Classifier is a general module to allow Bayesian and
other types of classifications.

This is fairly self-explanatory code. twss hasn’t implemented any classifying logic itself, instead delegating to an existing framework to do the heavy lifting. This is a powerful technique, and should be used as often as possible. The best programmers know how to let others do the programming for them.

This is only one half of the equation though. Given that twss provides a pre-trained data file for classier, we need to find how it created this file in the first place. It is fairly obvious where this code resides: the only other two code files we haven’t looked at are named trainer.rb and tweet_collector.rb.

Fetching the data

Let’s start with Twitter. Being able to collect and process tweets is a particularly handy technique to have in your toolbox.

# lib/twss/tweet_collector.rb
require 'twitter'

# ...

def run
  o = File.open(filename, 'a')
  page, per_page = 1, 100
  begin
    Twitter::Search.new(search).per_page(per_page).page(page).each do |tweet|
      puts tweet.text
      o.puts tweet.text
    end
    page += 1
    sleep 2
  end while page * per_page < limit
  o.close
end

This suggests a simple API we can use for our own Twitter queries. Jump into irb and we can have a play around.

$ irb -rtwitter
irb> Twitter::Search.new('#ruby').each {|x| puts x.text }
TypeError: can't convert String into Hash
  from twitter-1.2.0/lib/twitter/api.rb:13:in `merge'

… well that’s awkward. It appears the twss code is broken. This type of thing tends to happen often in the fast moving world of ruby, and the first step is not to panic. The last commit for twss was August, 2010 so it is very possible the twitter gem has changed its API since then. In a perfect world twss would have specified a narrower range of versions of this gem that it was known to work with (typically a major and a minor version), but in this case we’ll have to do some research ourselves.
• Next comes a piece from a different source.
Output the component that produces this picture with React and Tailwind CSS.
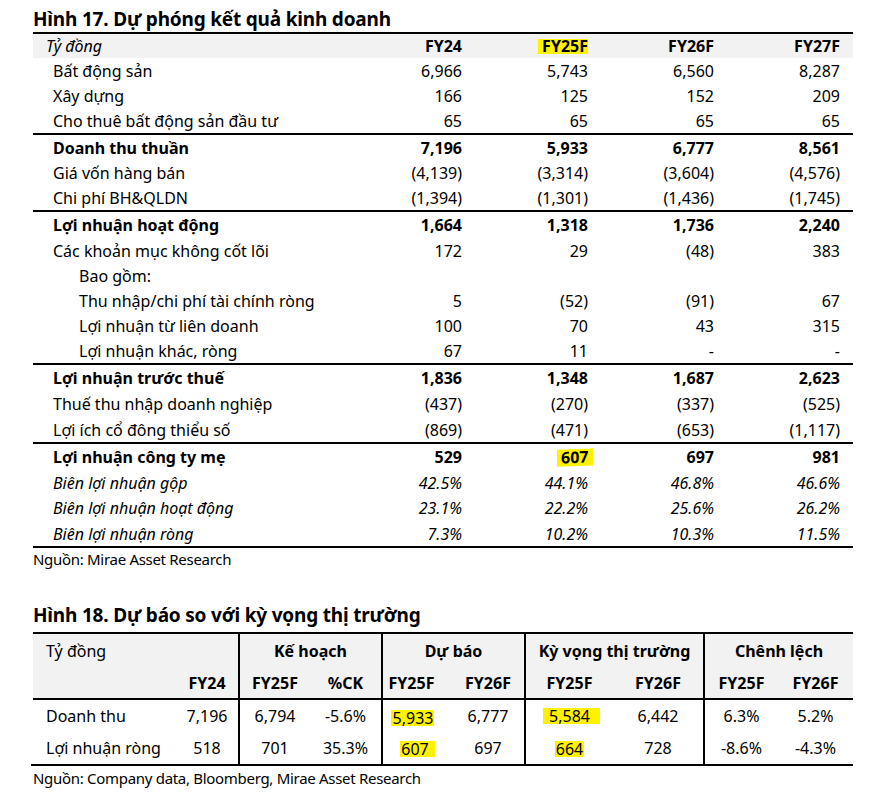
import React from 'react';

const Y = 'bg-[#fff200]';

const sections = [
  [
    { label: 'Bất động sản', v: ['6,966', '5,743', '6,560', '8,287'] },
    { label: 'Xây dựng', v: ['166', '125', '152', '209'] },
    { label: 'Cho thuê bất động sản đầu tư', v: ['65', '65', '65', '65'] },
  ],
  [
    { label: 'Doanh thu thuần', v: ['7,196', '5,933', '6,777', '8,561'], bold: true },
    { label: 'Giá vốn hàng bán', v: ['(4,139)', '(3,314)', '(3,604)', '(4,576)'] },
    { label: 'Chi phí BH&QLDN', v: ['(1,394)', '(1,301)', '(1,436)', '(1,745)'] },
  ],
  [
    { label: 'Lợi nhuận hoạt động', v: ['1,664', '1,318', '1,736', '2,240'], bold: true, h: 26 },
    { label: 'Các khoản mục không cốt lõi', v: ['172', '29', '(48)', '383'] },
    { label: 'Bao gồm:', v: ['', '', '', ''], indent: true },
    { label: 'Thu nhập/chi phí tài chính ròng', v: ['5', '(52)', '(91)', '67'], indent: true },
    { label: 'Lợi nhuận từ liên doanh', v: ['100', '70', '43', '315'], indent: true },
    { label: 'Lợi nhuận khác, ròng', v: ['67', '11', '-', '-'], indent: true },
  ],
  [
    { label: 'Lợi nhuận trước thuế', v: ['1,836', '1,348', '1,687', '2,623'], bold: true, h: 26 },
    { label: 'Thuế thu nhập doanh nghiệp', v: ['(437)', '(270)', '(337)', '(525)'], h: 26 },
    { label: 'Lợi ích cổ đông thiểu số', v: ['(869)', '(471)', '(653)', '(1,117)'] },
  ],
  [
    { label: 'Lợi nhuận công ty mẹ', v: ['529', '607', '697', '981'], bold: true, h: 26, mark: 1 },
    { label: 'Biên lợi nhuận gộp', v: ['42.5%', '44.1%', '46.8%', '46.6%'], italic: true },
    { label: 'Biên lợi nhuận hoạt động', v: ['23.1%', '22.2%', '25.6%', '26.2%'], italic: true, h: 26 },
    { label: 'Biên lợi nhuận ròng', v: ['7.3%', '10.2%', '10.3%', '11.5%'], italic: true },
  ],
];

function Row({ r }) {
  const cls = [
    'grid grid-cols-[303px_126px_126px_126px_126px] items-center',
    r.bold ? 'font-bold' : '',
    r.italic ? 'italic' : '',
    r.h === 26 ? 'h-[26px]' : 'h-[25px]',
  ].join(' ');
  return (
    <div className={cls}>
      <div className={r.indent ? 'pl-[46px]' : 'pl-[20px]'}>{r.label}</div>
      {r.v.map((x, i) => (
        <div key={i} className="text-right">
          {r.mark === i ? (
            <span className={`${Y} inline-block leading-[17px] pl-[4px] pr-[5px] -mr-[5px] -skew-y-2`}>{x}</span>
          ) : (
            x
          )}
        </div>
      ))}
    </div>
  );
}

function Table17() {
  return (
    <div>
      <div className="pt-[6px] text-[19px] leading-[26px] font-bold tracking-[-0.01em]">
        Hình 17. Dự phóng kết quả kinh doanh
      </div>
      <div className="w-[820px] border-t-2 border-black text-[16px]">
        <div className="grid grid-cols-[303px_126px_126px_126px_126px] h-[24px] items-center bg-[#f2f2f2]">
          <div className="pl-[13px] italic">Tỷ đồng</div>
          <div className="text-right font-bold">FY24</div>
          <div className="text-right font-bold">
            <span className={`${Y} inline-block leading-[15px] pl-[4px]`}>FY25F</span>
          </div>
          <div className="text-right font-bold">FY26F</div>
          <div className="text-right font-bold">FY27F</div>
        </div>
        {sections.map((sec, si) => (
          <div key={si} className={si > 0 ? 'border-t-2 border-black' : ''}>
            {sec.map((r, ri) => (
              <Row key={ri} r={r} />
            ))}
          </div>
        ))}
        <div className="border-t-2 border-black" />
      </div>
      <div className="text-[15px] leading-[22px] tracking-[-0.02em]">Nguồn: Mirae Asset Research</div>
    </div>
  );
}

const cols2 = 'grid grid-cols-[143px_62px_72px_71px_71px_72px_89px_90px_75px_75px]';

function Table18() {
  const body = [
    ['Doanh thu', '7,196', '6,794', '-5.6%', '5,933', '6,777', '5,584', '6,442', '6.3%', '5.2%'],
    ['Lợi nhuận ròng', '518', '701', '35.3%', '607', '697', '664', '728', '-8.6%', '-4.3%'],
  ];
  const hl = {
    '0-4': 'pl-[2px] pr-[1px] translate-y-[2px] -ml-[10px]',
    '1-4': 'pl-[1px] pr-[6px] translate-y-[1px] ml-[0px]',
    '0-6': 'pl-[6px] pr-[10px] ml-[4px]',
    '1-6': 'pl-[1px] pr-[1px] translate-y-[1px]',
  };
  const lineAt = (i) => (i === 2 || i === 4 || i === 6 || i === 8 ? 'border-l-2 border-black' : '');
  return (
    <div>
      <div className="mt-[32px] text-[19px] leading-[26px] font-bold tracking-[-0.01em]">
        Hình 18. Dự báo so với kỳ vọng thị trường
      </div>
      <div className="mt-[4px] w-[820px] border-t-2 border-black text-[16px]">
        <div className={`${cols2} bg-[#f2f2f2] h-[34px] items-stretch`}>
          <div className="col-span-2 pl-[13px] flex items-center">Tỷ đồng</div>
          <div className="col-span-2 border-l-2 border-black flex items-center justify-center font-bold">Kế hoạch</div>
          <div className="col-span-2 border-l-2 border-black flex items-center justify-center font-bold">Dự báo</div>
          <div className="col-span-2 border-l-2 border-black flex items-center justify-center font-bold">Kỳ vọng thị trường</div>
          <div className="col-span-2 border-l-2 border-black flex items-center justify-center font-bold">Chênh lệch</div>
        </div>
        <div className={`${cols2} bg-[#f2f2f2] h-[32px] items-stretch font-bold border-b-2 border-black`}>
          {['', 'FY24', 'FY25F', '%CK', 'FY25F', 'FY26F', 'FY25F', 'FY26F', 'FY25F', 'FY26F'].map((t, i) => (
            <div key={i} className={`flex items-center justify-center ${lineAt(i)} ${i === 4 ? 'pr-[12px]' : ''}`}>
              {t}
            </div>
          ))}
        </div>
        {body.map((r, ri) => (
          <div key={ri} className={`${cols2} h-[32px] items-stretch`}>
            {r.map((t, i) => (
              <div
                key={i}
                className={`flex items-center ${i === 0 ? 'pl-[13px]' : 'justify-center'} ${lineAt(i)}`}
              >
                {hl[`${ri}-${i}`] ? (
                  <span className={`${Y} inline-block leading-[16px] ${hl[`${ri}-${i}`]}`}>{t}</span>
                ) : (
                  t
                )}
              </div>
            ))}
          </div>
        ))}
        <div className="border-t-2 border-black -ml-[2px]" />
      </div>
      <div className="text-[15px] leading-[24px] tracking-[-0.02em]">
        Nguồn: Company data, Bloomberg, Mirae Asset Research
      </div>
    </div>
  );
}

export default function App() {
  return (
    <div className="w-[892px] h-[795px] bg-white text-black pl-[33px] font-['Noto_Sans',sans-serif]">
      <Table17 />
      <Table18 />
    </div>
  );
}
I searched GitHub for “twitter” to find the source repository for the gem. Scanning the README, it appears that version 1.0 broke a lot of backwards compatibility with earlier versions. In particular, this change looks exactly relevant to our code:

The Twitter::Search class has remained largely the same, however
it no longer accepts a query in its constructor. You can specify
a query using the #containing method, which is aliased to #q.

# Pre-1.0
Twitter::Search.new("query").fetch.first.text
# Post-1.0
Twitter::Search.new.q("query").fetch.first.text

Let’s try our search again with this new information.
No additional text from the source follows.